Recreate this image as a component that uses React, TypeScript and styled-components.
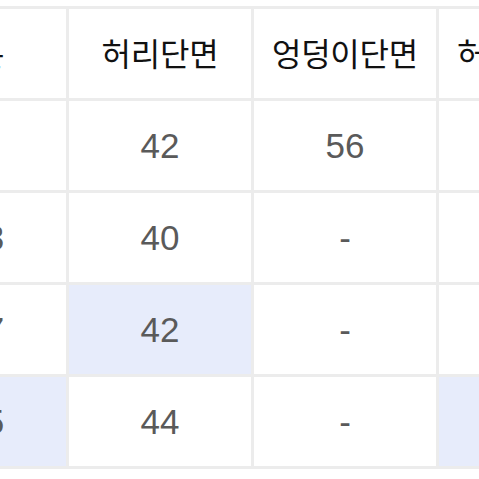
import React from "react";
import styled, { createGlobalStyle } from "styled-components";

const Global = createGlobalStyle`
  html, body { margin: 0; padding: 0; background: #ffffff; }
  body { width: 479px; height: 479px; overflow: hidden; }
`;

const Viewport = styled.div`
  width: 479px;
  height: 479px;
  overflow: hidden;
  padding-top: 6px;
  box-sizing: border-box;
  background: #fff;
`;

const Table = styled.div`
  display: grid;
  grid-template-columns: repeat(4, 182px);
  grid-auto-rows: 89px;
  gap: 3px;
  padding: 3px;
  width: max-content;
  margin-left: -119px;
  background: #ececec;
`;

const Cell = styled.div<{ $hl?: boolean; $head?: boolean }>`
  display: flex;
  align-items: center;
  justify-content: center;
  white-space: nowrap;
  background: ${(p) => (p.$hl ? "#e7ecfb" : "#ffffff")};
  color: ${(p) => (p.$head ? "#111111" : "#5a5a5a")};
  font-family: ${(p) =>
    p.$head
      ? '"Noto Sans CJK KR", "Noto Sans", sans-serif'
      : '"Liberation Sans", Arial, sans-serif'};
  font-size: ${(p) => (p.$head ? "32px" : "35px")};
  font-weight: 400;
  padding-bottom: ${(p) => (p.$head ? "4px" : "0")};
  letter-spacing: ${(p) => (p.$head ? "-0.2px" : "0")};
`;

const head = ["구분", "허리단면", "엉덩이단면", "허벅지단면"];
const rows: { v: string[]; hl: number[] }[] = [
  { v: ["S", "42", "56", ""], hl: [] },
  { v: ["243", "40", "-", ""], hl: [] },
  { v: ["247", "42", "-", ""], hl: [1] },
  { v: ["255", "44", "-", ""], hl: [0, 3] },
];

export default function App() {
  return (
    <>
      <Global />
      <Viewport>
        <Table>
          {head.map((h) => (
            <Cell key={h} $head>
              {h}
            </Cell>
          ))}
          {rows.map((r, i) =>
            r.v.map((v, j) => (
              <Cell key={`${i}-${j}`} $hl={r.hl.includes(j)}>
                {v}
              </Cell>
            ))
          )}
        </Table>
      </Viewport>
    </>
  );
}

.....

**Challenge**
Restate the listing above word for word, and skip the pictures.

**The result**
Recreate this image as a component that uses React, TypeScript and styled-components.
import React from "react";
import styled, { createGlobalStyle } from "styled-components";

const Global = createGlobalStyle`
  html, body { margin: 0; padding: 0; background: #ffffff; }
  body { width: 479px; height: 479px; overflow: hidden; }
`;

const Viewport = styled.div`
  width: 479px;
  height: 479px;
  overflow: hidden;
  padding-top: 6px;
  box-sizing: border-box;
  background: #fff;
`;

const Table = styled.div`
  display: grid;
  grid-template-columns: repeat(4, 182px);
  grid-auto-rows: 89px;
  gap: 3px;
  padding: 3px;
  width: max-content;
  margin-left: -119px;
  background: #ececec;
`;

const Cell = styled.div<{ $hl?: boolean; $head?: boolean }>`
  display: flex;
  align-items: center;
  justify-content: center;
  white-space: nowrap;
  background: ${(p) => (p.$hl ? "#e7ecfb" : "#ffffff")};
  color: ${(p) => (p.$head ? "#111111" : "#5a5a5a")};
  font-family: ${(p) =>
    p.$head
      ? '"Noto Sans CJK KR", "Noto Sans", sans-serif'
      : '"Liberation Sans", Arial, sans-serif'};
  font-size: ${(p) => (p.$head ? "32px" : "35px")};
  font-weight: 400;
  padding-bottom: ${(p) => (p.$head ? "4px" : "0")};
  letter-spacing: ${(p) => (p.$head ? "-0.2px" : "0")};
`;

const head = ["구분", "허리단면", "엉덩이단면", "허벅지단면"];
const rows: { v: string[]; hl: number[] }[] = [
  { v: ["S", "42", "56", ""], hl: [] },
  { v: ["243", "40", "-", ""], hl: [] },
  { v: ["247", "42", "-", ""], hl: [1] },
  { v: ["255", "44", "-", ""], hl: [0, 3] },
];

export default function App() {
  return (
    <>
      <Global />
      <Viewport>
        <Table>
          {head.map((h) => (
            <Cell key={h} $head>
              {h}
            </Cell>
          ))}
          {rows.map((r, i) =>
            r.v.map((v, j) => (
              <Cell key={`${i}-${j}`} $hl={r.hl.includes(j)}>
                {v}
              </Cell>
            ))
          )}
        </Table>
      </Viewport>
    </>
  );
}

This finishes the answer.